[Task objective] Scan the following material for the string "drawn" and copy each line in which it appears.

# Data shown start

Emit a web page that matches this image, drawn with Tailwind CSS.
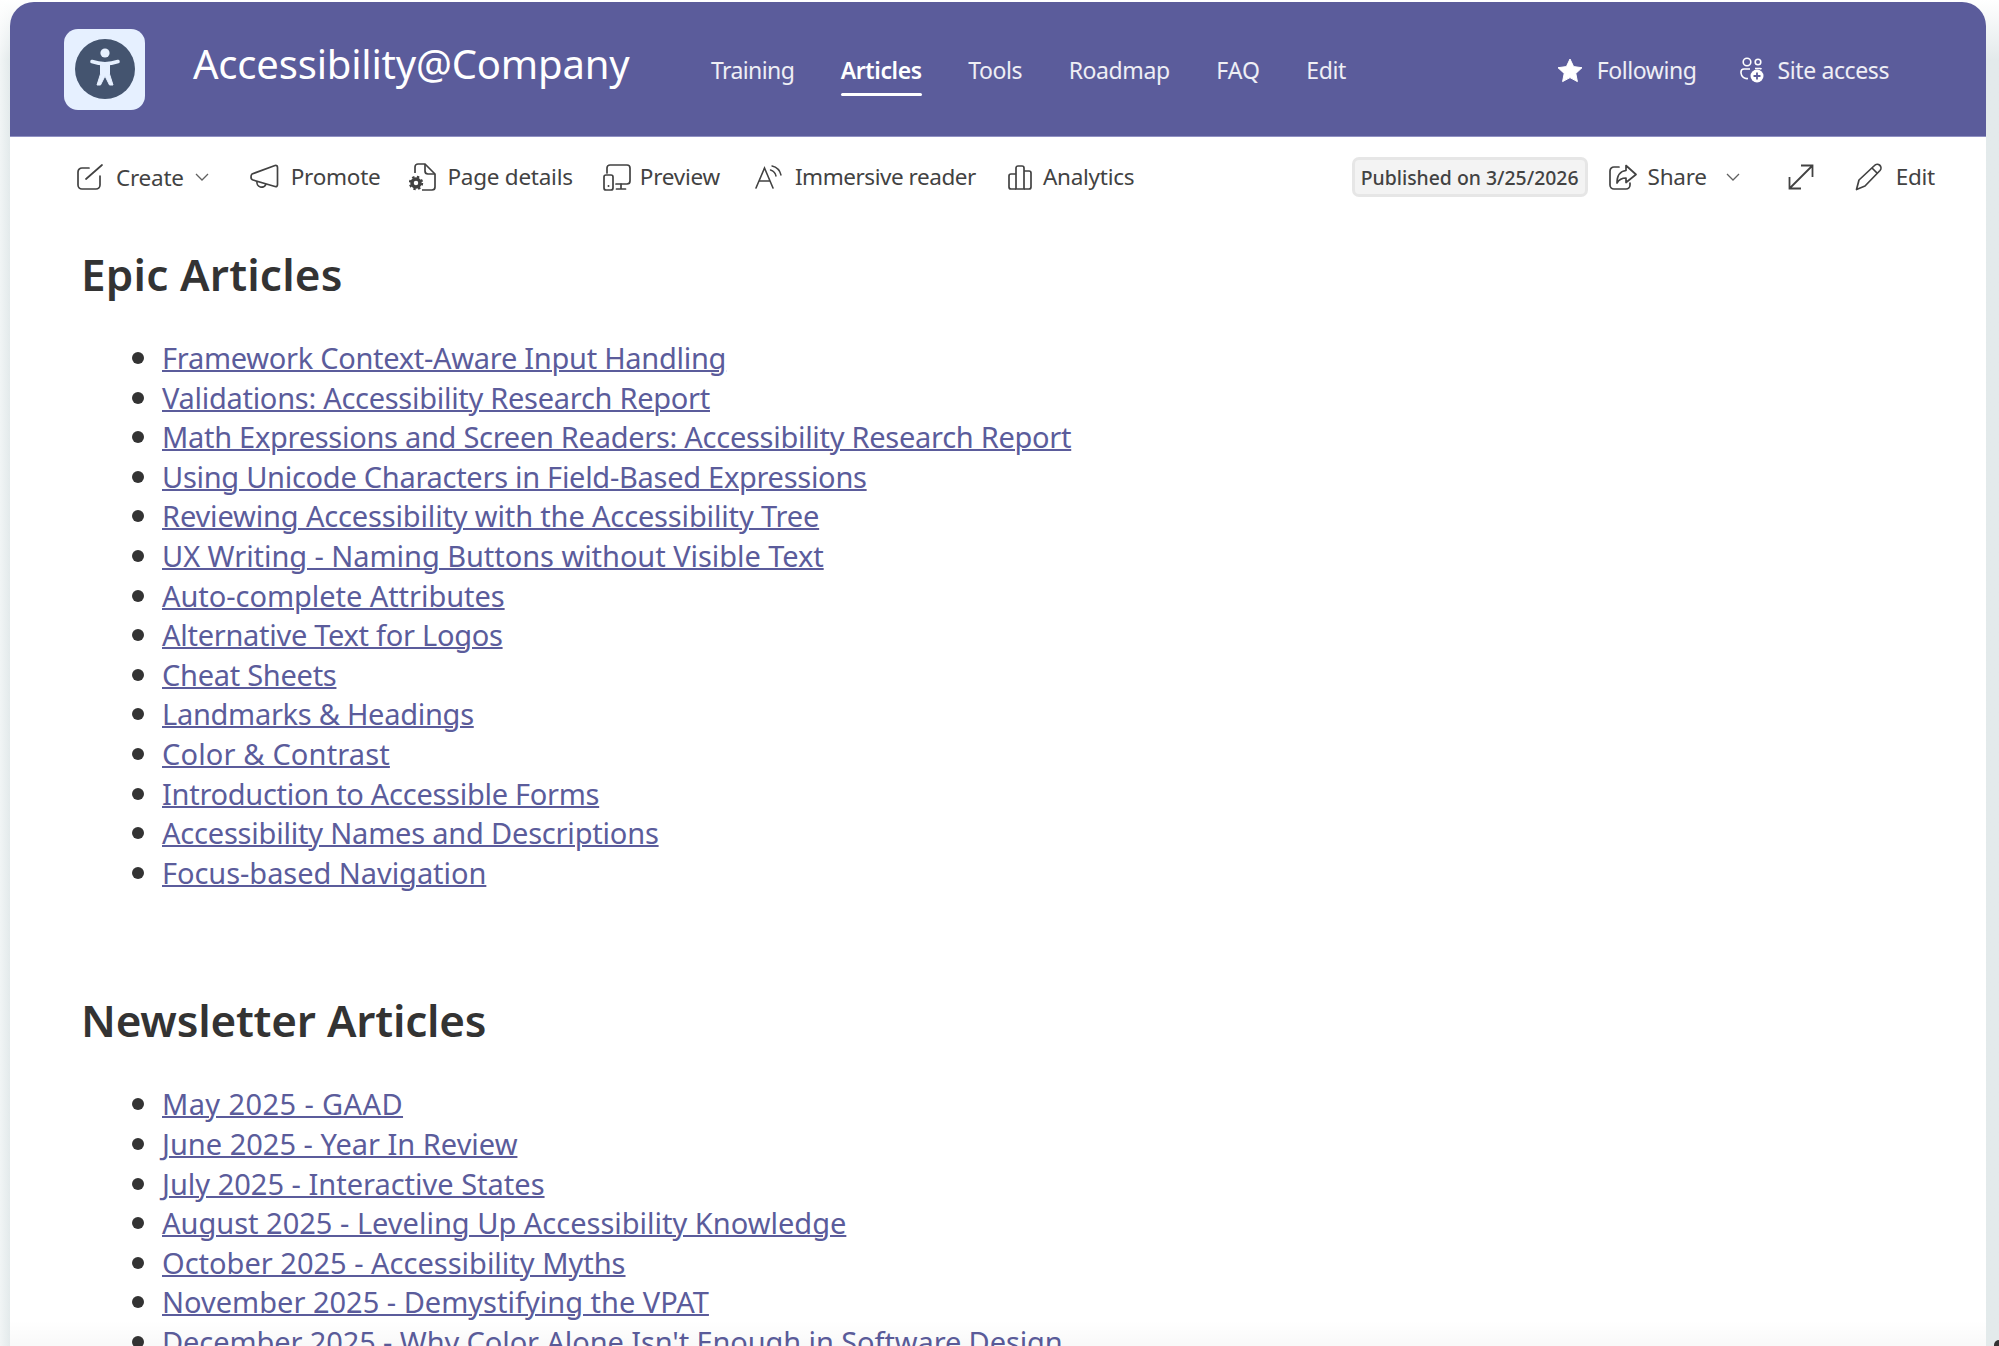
<!DOCTYPE html>
<html lang="en">
<head>
    <meta charset="UTF-8">
    <title>Epic Articles</title>
    <script src="https://cdn.jsdelivr.net/npm/@tailwindcss/browser@4"></script>
</head>
<body class="relative h-screen overflow-hidden bg-linear-to-b from-white to-[#e3eaeb] to-[60px] pl-[10px] pr-[13px] pt-[2px] font-['Noto_Sans',sans-serif]">
    <div class="absolute left-0 top-0 h-full w-[10px] bg-linear-to-r from-white/50 to-transparent"></div>
    <div class="absolute bottom-0 right-0 h-[6px] w-[5px] rounded-tl-full bg-[#333]"></div>
    <div class="relative h-full overflow-hidden rounded-t-[24px] bg-white">
        <!-- site header -->
        <header class="flex h-[135px] items-center border-b border-[#8f90c2] bg-[#5b5c9b] pl-[54px] pr-[97px] text-white">
            <div class="flex h-[81px] w-[81px] shrink-0 items-center justify-center rounded-[14px] bg-[#e6f0ff]">
                <svg width="60" height="60" viewBox="0 0 60 60">
                    <circle cx="30" cy="30" r="30" fill="#44546f"/>
                    <circle cx="30" cy="14" r="4.6" fill="#e6f0ff"/>
                    <path d="M17 22.5 Q30 27 43 22.5" fill="none" stroke="#e6f0ff" stroke-width="3.6" stroke-linecap="round"/>
                    <path d="M25.5 24 H34.5 V35 L38 46 H34.5 L30 37 L25.5 46 H22 L25.5 35 Z" fill="#e6f0ff" stroke="#e6f0ff" stroke-linejoin="round"/>
                </svg>
            </div>
            <div class="-mt-[10px] ml-[48px] w-[518px] shrink-0 text-[40px] leading-[48px] tracking-[-0.2px]">Accessibility@Company</div>
            <nav class="mt-[2px] flex items-center gap-[46.5px] text-[23px] tracking-[-0.4px]">
                <a class="tracking-[-0.6px] text-white/90">Training</a>
                <a class="relative font-semibold">Articles<span class="absolute -bottom-[9px] left-0 h-[3px] w-full rounded-full bg-white"></span></a>
                <a class="text-white/90">Tools</a>
                <a class="text-white/90">Roadmap</a>
                <a class="tracking-normal text-white/90">FAQ</a>
                <a class="text-white/90">Edit</a>
            </nav>
            <div class="mt-[2px] ml-auto flex items-center text-[23px] tracking-[-0.4px] text-white/90">
                <svg width="26" height="25" viewBox="0 0 26 25"><path d="M13 1 L16.6 8.6 L25 9.7 L18.8 15.4 L20.4 23.6 L13 19.6 L5.6 23.6 L7.2 15.4 L1 9.7 L9.4 8.6 Z" fill="#fff" stroke="#fff" stroke-linejoin="round"/></svg>
                <span class="ml-[14px]">Following</span>
                <svg class="ml-[43px]" width="25" height="26" viewBox="0 0 25 26" fill="none" stroke="#fff" stroke-width="1.6">
                    <circle cx="7" cy="5" r="3.8"/><circle cx="18" cy="5" r="2.8"/>
                    <path d="M10 12 H4 a3 3 0 0 0 -3 3 v1 a6 6 0 0 0 7 5.5"/><path d="M15 11.5 h5 a2.5 2.5 0 0 1 1.5 .6"/>
                    <circle cx="17" cy="19" r="6.5" fill="#fff" stroke="none"/>
                    <path d="M17 15.5 V22.5 M13.5 19 H20.5" stroke="#5b5c9b" stroke-width="1.8"/>
                </svg>
                <span class="ml-[13px]">Site access</span>
            </div>
        </header>

        <!-- command bar -->
        <div class="flex h-[80px] items-center pl-[67px] pr-[51px] text-[22.5px] tracking-[-0.25px] text-[#424242]">
            <svg width="26" height="26" viewBox="0 0 26 26" fill="none" stroke="#424242" stroke-width="1.7" stroke-linecap="round">
                <path d="M12 4 H5 a4 4 0 0 0 -4 4 V21 a4 4 0 0 0 4 4 H19 a4 4 0 0 0 4 -4 V12"/><path d="M9 15 L25 1"/>
            </svg>
            <span class="ml-[13px] mt-[1px]">Create</span>
            <svg class="ml-[11px]" width="14" height="8" viewBox="0 0 14 8" fill="none" stroke="#616161" stroke-width="1.3"><path d="M1 1 L7 7 L13 1"/></svg>
            <svg class="ml-[41px]" width="29" height="26" viewBox="0 0 29 26" fill="none" stroke="#424242" stroke-width="1.7" stroke-linejoin="round">
                <path d="M2 10 L25 1.5 Q27.5 1 27.5 3.5 V20.5 Q27.5 23 25 22.5 L3 16 Q1 15.5 1 13 Q1 11 2 10 Z"/><path d="M7 17.5 a4.7 4.7 0 0 0 9 2.6"/>
            </svg>
            <span class="ml-[12px]">Promote</span>
            <svg class="ml-[29px]" width="27" height="28" viewBox="0 0 27 28" fill="none" stroke="#424242" stroke-width="1.7">
                <path d="M6 10 V4 a3 3 0 0 1 3 -3 H16 L26 11 V24 a3 3 0 0 1 -3 3 H13"/><path d="M16 1 V8 a3 3 0 0 0 3 3 H26"/>
                <circle cx="7" cy="20" r="4" stroke-width="3.5"/>
                <circle cx="7" cy="20" r="6.2" stroke-width="2" stroke-dasharray="2.4 2.5"/>
            </svg>
            <span class="ml-[11px]">Page details</span>
            <svg class="ml-[30px]" width="28" height="27" viewBox="0 0 28 27" fill="none" stroke="#424242" stroke-width="1.7" stroke-linecap="round">
                <path d="M4 9 V4 a3 3 0 0 1 3 -3 H24 a3 3 0 0 1 3 3 V17 a3 3 0 0 1 -3 3 H13"/><path d="M18 20 V25 M13.5 25 H22.5"/>
                <rect x="1" y="11" width="9" height="15" rx="2"/><circle cx="5.5" cy="22" r="1" fill="#424242" stroke="none"/>
            </svg>
            <span class="ml-[9px]">Preview</span>
            <svg class="ml-[35px]" width="27" height="24" viewBox="0 0 27 24" fill="none" stroke="#424242" stroke-width="1.6" stroke-linecap="round">
                <path d="M1 23 L9.5 3 L18 23 M4.5 16 H14.5"/><path d="M15.5 5 A8 8 0 0 1 21 11" stroke-width="1.4"/><path d="M17 1 A12 12 0 0 1 26 10" stroke-width="1.4"/>
            </svg>
            <span class="ml-[13px] tracking-[-0.45px]">Immersive reader</span>
            <svg class="ml-[32px]" width="24" height="25" viewBox="0 0 24 25" fill="none" stroke="#424242" stroke-width="1.7" stroke-linejoin="round">
                <path d="M8 24 H3 a2 2 0 0 1 -2 -2 V11 a2 2 0 0 1 2 -2 H8"/><path d="M8 24 V3 a2 2 0 0 1 2 -2 H14 a2 2 0 0 1 2 2 V24 Z"/><path d="M16 6 H21 a2 2 0 0 1 2 2 V22 a2 2 0 0 1 -2 2 H16"/>
            </svg>
            <span class="ml-[11px]">Analytics</span>

            <div class="ml-auto flex h-[40px] items-center rounded-[7px] border-[3px] border-[#e6e6e6] bg-[#f3f3f3] px-[6px] pt-[2px] text-[19.4px] font-medium tracking-normal text-[#424242]">Published on 3/25/2026</div>
            <svg class="ml-[21px]" width="28" height="26" viewBox="0 0 28 26" fill="none" stroke="#424242" stroke-width="1.7" stroke-linejoin="round" stroke-linecap="round">
                <path d="M10 3 H5 a4 4 0 0 0 -4 4 V21 a4 4 0 0 0 4 4 H17 a4 4 0 0 0 4 -4 V19"/>
                <path d="M17 1.5 L27 10.5 L17 18.5 V14 Q11 14 8 19 Q8 7.5 17 6.5 Z"/>
            </svg>
            <span class="ml-[11px]">Share</span>
            <svg class="ml-[19px]" width="14" height="8" viewBox="0 0 14 8" fill="none" stroke="#616161" stroke-width="1.3"><path d="M1 1 L7 7 L13 1"/></svg>
            <svg class="ml-[48px]" width="26" height="26" viewBox="0 0 26 26" fill="none" stroke="#424242" stroke-width="1.8">
                <path d="M1.5 24.5 L24.5 1.5 M13 1.5 H24.5 V13 M1.5 13 V24.5 H13"/>
            </svg>
            <svg class="ml-[41px]" width="28" height="28" viewBox="0 0 28 28" fill="none" stroke="#424242" stroke-width="1.7" stroke-linejoin="round">
                <path d="M1.5 26.5 L4 17 L19.5 2.5 a3.6 3.6 0 0 1 5.5 5 L10 23 Z"/><path d="M17 5 L22.5 10.5"/>
            </svg>
            <span class="ml-[13px]">Edit</span>
        </div>

        <!-- page content -->
        <main class="pl-[71px] text-[#333]">
            <h2 class="mt-[27px] text-[44px] leading-[60px] font-semibold tracking-[0.2px]">Epic Articles</h2>
            <ul class="mt-[34px] ml-[1px] list-disc pl-[80px] text-[29px] leading-[38.6px] tracking-[-0.28px] text-[#5b5c9b] marker:text-[33px] marker:text-[#333] [&_a]:decoration-[2px]">
                <li><a class="underline">Framework Context-Aware Input Handling</a></li>
                <li><a class="underline">Validations: Accessibility Research Report</a></li>
                <li><a class="underline">Math Expressions and Screen Readers: Accessibility Research Report</a></li>
                <li><a class="underline">Using Unicode Characters in Field-Based Expressions</a></li>
                <li class="tracking-[-0.15px]"><a class="underline">Reviewing Accessibility with the Accessibility Tree</a></li>
                <li class="tracking-[-0.05px]"><a class="underline">UX Writing - Naming Buttons without Visible Text</a></li>
                <li class="tracking-[-0.05px]"><a class="underline">Auto-complete Attributes</a></li>
                <li><a class="underline">Alternative Text for Logos</a></li>
                <li><a class="underline">Cheat Sheets</a></li>
                <li><a class="underline">Landmarks &amp; Headings</a></li>
                <li class="tracking-[0.15px]"><a class="underline">Color &amp; Contrast</a></li>
                <li><a class="underline">Introduction to Accessible Forms</a></li>
                <li class="tracking-[-0.2px]"><a class="underline">Accessibility Names and Descriptions</a></li>
                <li class="tracking-[-0.05px]"><a class="underline">Focus-based Navigation</a></li>
            </ul>
            <h2 class="mt-[98px] text-[44px] leading-[60px] font-semibold tracking-[-0.2px]">Newsletter Articles</h2>
            <ul class="mt-[34px] ml-[1px] list-disc pl-[80px] text-[29px] leading-[38.6px] text-[#5b5c9b] marker:text-[33px] marker:text-[#333] [&_a]:decoration-[2px]">
                <li class="tracking-[0.4px]"><a class="underline">May 2025 - GAAD</a></li>
                <li><a class="underline">June 2025 - Year In Review</a></li>
                <li><a class="underline">July 2025 - Interactive States</a></li>
                <li><a class="underline">August 2025 - Leveling Up Accessibility Knowledge</a></li>
                <li><a class="underline">October 2025 - Accessibility Myths</a></li>
                <li><a class="underline">November 2025 - Demystifying the VPAT</a></li>
                <li class="tracking-[-0.1px]"><a class="underline">December 2025 - Why Color Alone Isn't Enough in Software Design</a></li>
            </ul>
        </main>
        <div class="absolute bottom-0 left-0 h-[26px] w-full bg-linear-to-b from-transparent to-black/[0.025]"></div>
    </div>
</body>
</html>
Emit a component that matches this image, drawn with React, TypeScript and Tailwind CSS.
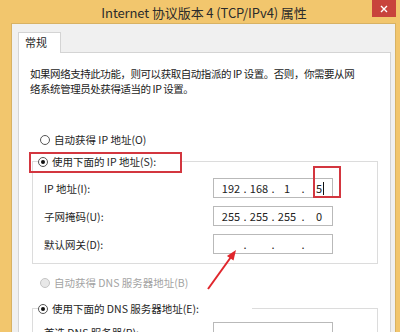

# Data shown end

[Right answer]
Emit a web page that matches this image, drawn with Tailwind CSS.
Emit a component that matches this image, drawn with React, TypeScript and Tailwind CSS.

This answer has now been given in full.